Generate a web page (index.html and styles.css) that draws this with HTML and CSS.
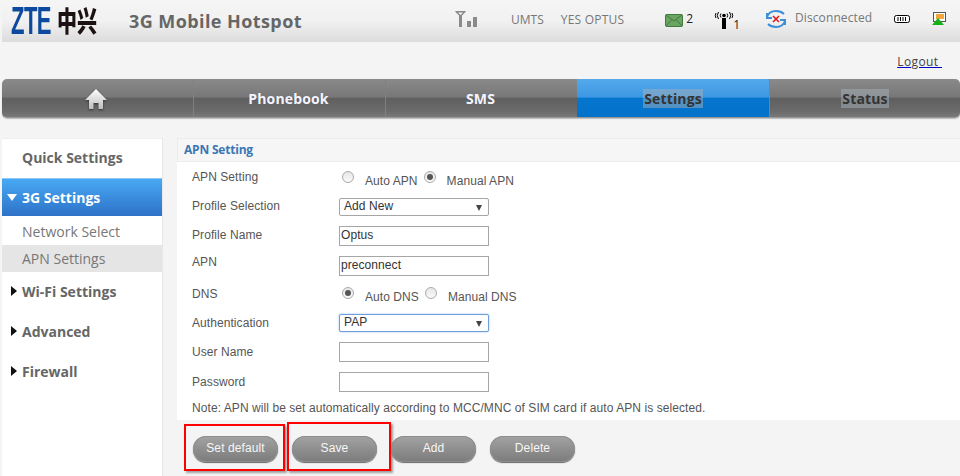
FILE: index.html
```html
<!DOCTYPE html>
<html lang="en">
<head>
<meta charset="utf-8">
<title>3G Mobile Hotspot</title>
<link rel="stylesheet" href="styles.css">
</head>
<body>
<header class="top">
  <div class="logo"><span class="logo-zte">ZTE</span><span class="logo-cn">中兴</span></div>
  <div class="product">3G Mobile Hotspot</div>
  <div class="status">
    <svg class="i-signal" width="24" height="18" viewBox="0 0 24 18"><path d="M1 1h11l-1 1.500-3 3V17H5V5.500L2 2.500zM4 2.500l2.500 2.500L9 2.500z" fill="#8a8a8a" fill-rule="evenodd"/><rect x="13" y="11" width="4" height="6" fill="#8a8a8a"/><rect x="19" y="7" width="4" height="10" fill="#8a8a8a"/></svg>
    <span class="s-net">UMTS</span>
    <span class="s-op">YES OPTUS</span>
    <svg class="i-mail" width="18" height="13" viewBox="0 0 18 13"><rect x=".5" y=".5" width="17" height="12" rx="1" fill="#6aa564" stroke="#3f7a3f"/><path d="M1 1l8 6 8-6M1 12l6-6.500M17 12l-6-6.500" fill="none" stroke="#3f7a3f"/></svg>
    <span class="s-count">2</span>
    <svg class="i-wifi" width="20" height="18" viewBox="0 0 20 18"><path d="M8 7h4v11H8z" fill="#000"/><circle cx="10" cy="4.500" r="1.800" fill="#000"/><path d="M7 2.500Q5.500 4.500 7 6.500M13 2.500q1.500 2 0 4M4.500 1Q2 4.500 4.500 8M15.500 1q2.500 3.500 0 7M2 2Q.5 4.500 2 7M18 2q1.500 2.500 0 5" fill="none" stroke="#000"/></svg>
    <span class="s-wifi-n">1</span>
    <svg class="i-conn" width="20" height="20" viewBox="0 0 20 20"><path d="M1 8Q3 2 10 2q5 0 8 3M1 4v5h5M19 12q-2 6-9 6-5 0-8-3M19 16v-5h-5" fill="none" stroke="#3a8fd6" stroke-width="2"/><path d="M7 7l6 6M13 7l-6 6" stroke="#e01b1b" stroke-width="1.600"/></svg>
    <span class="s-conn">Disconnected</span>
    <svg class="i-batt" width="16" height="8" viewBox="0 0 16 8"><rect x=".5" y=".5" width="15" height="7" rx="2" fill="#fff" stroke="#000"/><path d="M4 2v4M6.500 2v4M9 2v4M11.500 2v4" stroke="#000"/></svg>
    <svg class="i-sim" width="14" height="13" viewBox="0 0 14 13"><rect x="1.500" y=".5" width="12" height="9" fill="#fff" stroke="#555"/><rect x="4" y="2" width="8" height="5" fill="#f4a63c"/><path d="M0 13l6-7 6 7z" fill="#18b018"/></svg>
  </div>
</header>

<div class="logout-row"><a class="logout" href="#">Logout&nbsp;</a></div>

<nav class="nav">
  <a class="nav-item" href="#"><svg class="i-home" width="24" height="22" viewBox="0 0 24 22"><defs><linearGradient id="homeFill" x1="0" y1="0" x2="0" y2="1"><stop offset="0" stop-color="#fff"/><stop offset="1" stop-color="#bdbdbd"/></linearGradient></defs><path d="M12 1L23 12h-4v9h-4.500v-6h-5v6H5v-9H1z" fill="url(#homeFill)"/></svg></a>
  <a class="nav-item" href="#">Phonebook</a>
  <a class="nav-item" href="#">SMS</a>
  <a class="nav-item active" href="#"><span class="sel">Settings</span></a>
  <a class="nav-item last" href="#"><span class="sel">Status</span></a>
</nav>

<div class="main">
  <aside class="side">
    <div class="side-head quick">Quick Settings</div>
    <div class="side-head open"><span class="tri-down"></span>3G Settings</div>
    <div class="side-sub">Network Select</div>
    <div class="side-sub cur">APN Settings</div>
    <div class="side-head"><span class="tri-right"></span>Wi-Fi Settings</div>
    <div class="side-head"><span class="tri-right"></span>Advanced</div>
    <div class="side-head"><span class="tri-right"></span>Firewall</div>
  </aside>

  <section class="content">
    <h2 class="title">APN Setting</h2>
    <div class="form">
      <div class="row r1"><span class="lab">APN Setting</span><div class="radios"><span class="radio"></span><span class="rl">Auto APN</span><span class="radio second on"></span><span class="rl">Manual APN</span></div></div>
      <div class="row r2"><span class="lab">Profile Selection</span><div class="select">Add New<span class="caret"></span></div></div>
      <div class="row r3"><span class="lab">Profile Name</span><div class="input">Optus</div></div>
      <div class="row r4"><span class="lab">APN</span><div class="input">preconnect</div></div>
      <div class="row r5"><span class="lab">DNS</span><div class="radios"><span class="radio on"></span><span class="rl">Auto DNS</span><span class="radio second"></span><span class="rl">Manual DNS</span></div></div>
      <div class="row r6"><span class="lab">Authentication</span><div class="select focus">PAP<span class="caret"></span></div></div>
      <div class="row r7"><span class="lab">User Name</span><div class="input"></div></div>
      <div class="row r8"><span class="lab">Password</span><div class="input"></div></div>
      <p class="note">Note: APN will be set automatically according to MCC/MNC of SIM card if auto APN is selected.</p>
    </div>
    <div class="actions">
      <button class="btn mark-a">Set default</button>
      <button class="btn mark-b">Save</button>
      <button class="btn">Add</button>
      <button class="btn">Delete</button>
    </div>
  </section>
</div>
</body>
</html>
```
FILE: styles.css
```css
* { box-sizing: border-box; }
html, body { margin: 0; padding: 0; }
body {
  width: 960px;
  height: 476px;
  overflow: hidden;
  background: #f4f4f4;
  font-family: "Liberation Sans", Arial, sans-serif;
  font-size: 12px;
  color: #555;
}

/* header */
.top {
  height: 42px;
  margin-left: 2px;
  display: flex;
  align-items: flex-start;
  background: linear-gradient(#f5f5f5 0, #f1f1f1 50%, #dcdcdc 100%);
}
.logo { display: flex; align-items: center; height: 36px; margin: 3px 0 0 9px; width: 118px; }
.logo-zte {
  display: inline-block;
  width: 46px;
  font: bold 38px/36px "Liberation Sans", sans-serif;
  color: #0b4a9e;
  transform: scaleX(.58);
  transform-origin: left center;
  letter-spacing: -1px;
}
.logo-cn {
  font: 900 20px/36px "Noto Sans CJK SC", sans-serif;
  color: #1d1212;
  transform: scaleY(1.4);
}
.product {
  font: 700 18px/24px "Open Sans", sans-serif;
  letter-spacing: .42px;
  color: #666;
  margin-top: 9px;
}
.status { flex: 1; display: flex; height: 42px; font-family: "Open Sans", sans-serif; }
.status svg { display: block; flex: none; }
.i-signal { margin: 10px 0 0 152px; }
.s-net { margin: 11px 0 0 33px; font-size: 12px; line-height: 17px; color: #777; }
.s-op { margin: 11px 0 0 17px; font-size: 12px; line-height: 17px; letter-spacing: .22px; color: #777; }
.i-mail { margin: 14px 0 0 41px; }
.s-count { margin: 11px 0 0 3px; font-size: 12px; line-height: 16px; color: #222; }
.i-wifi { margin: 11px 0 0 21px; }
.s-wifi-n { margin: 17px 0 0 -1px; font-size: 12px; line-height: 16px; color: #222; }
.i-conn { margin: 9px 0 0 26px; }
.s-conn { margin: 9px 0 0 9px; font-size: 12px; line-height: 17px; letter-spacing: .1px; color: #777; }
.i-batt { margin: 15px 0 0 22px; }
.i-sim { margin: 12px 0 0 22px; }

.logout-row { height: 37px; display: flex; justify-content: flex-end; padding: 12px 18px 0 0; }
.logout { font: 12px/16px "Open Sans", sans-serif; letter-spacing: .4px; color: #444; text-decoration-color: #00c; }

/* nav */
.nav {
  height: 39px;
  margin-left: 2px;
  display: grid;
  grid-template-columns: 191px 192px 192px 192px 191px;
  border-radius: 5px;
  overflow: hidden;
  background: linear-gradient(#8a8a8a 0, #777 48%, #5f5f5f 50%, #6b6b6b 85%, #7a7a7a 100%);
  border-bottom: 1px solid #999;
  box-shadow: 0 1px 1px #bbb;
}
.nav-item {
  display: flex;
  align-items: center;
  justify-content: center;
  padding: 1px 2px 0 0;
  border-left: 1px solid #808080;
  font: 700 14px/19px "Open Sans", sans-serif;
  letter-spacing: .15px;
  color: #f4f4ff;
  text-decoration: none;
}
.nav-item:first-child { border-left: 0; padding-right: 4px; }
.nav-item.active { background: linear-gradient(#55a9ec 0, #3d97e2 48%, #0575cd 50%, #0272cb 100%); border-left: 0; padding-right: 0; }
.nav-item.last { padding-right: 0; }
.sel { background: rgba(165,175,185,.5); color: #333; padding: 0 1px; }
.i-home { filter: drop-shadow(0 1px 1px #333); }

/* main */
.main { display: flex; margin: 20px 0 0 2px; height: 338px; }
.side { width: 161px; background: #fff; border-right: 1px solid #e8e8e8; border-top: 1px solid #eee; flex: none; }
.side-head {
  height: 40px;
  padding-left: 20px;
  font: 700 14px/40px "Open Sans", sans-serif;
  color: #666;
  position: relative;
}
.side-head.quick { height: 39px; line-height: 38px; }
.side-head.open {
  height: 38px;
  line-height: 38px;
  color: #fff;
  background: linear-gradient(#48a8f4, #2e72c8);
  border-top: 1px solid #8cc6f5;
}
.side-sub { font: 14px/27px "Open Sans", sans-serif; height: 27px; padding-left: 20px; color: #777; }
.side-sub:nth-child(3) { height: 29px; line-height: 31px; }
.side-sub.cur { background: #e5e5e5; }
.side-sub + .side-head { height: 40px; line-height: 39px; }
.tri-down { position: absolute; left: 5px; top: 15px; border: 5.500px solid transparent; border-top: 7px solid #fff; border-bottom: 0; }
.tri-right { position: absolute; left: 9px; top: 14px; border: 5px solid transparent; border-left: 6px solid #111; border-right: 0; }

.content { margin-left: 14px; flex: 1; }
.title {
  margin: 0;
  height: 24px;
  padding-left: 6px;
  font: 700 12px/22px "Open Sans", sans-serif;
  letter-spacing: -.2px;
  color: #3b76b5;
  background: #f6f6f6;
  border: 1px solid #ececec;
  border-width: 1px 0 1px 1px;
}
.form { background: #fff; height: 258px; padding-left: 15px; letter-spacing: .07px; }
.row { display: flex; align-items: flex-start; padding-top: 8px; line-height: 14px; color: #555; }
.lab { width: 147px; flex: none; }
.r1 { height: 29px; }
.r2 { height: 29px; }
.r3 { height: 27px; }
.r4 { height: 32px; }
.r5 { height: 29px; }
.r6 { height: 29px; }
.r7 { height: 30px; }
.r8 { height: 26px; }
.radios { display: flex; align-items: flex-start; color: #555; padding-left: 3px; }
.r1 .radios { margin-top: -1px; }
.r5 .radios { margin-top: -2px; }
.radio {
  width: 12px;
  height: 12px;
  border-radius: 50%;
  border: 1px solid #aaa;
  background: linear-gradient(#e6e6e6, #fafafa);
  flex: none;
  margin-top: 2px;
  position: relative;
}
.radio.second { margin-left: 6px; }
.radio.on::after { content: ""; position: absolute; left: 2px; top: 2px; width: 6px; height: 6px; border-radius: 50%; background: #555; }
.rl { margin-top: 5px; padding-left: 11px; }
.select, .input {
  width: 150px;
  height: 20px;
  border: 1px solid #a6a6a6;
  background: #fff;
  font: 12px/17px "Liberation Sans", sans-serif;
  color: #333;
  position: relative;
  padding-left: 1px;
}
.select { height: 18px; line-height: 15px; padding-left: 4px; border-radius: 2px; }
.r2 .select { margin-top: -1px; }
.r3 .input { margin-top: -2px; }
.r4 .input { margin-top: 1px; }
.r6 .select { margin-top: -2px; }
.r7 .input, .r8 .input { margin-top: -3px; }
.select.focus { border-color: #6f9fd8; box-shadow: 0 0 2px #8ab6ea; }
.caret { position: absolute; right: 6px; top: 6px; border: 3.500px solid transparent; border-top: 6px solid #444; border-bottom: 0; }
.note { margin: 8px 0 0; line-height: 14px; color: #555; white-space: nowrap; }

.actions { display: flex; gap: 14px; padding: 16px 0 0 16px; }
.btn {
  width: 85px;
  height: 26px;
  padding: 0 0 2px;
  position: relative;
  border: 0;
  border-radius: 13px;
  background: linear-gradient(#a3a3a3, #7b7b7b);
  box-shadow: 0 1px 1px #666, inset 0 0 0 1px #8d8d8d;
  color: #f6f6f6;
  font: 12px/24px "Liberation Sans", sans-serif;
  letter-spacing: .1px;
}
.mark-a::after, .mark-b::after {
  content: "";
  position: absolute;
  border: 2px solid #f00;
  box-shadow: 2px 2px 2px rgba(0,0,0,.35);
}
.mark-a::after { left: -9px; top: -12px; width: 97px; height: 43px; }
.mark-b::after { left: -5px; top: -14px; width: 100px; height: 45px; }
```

######

Exercise task -> Determine how many lines include the word "styles" and report that number by itself.

Exercise result -> 3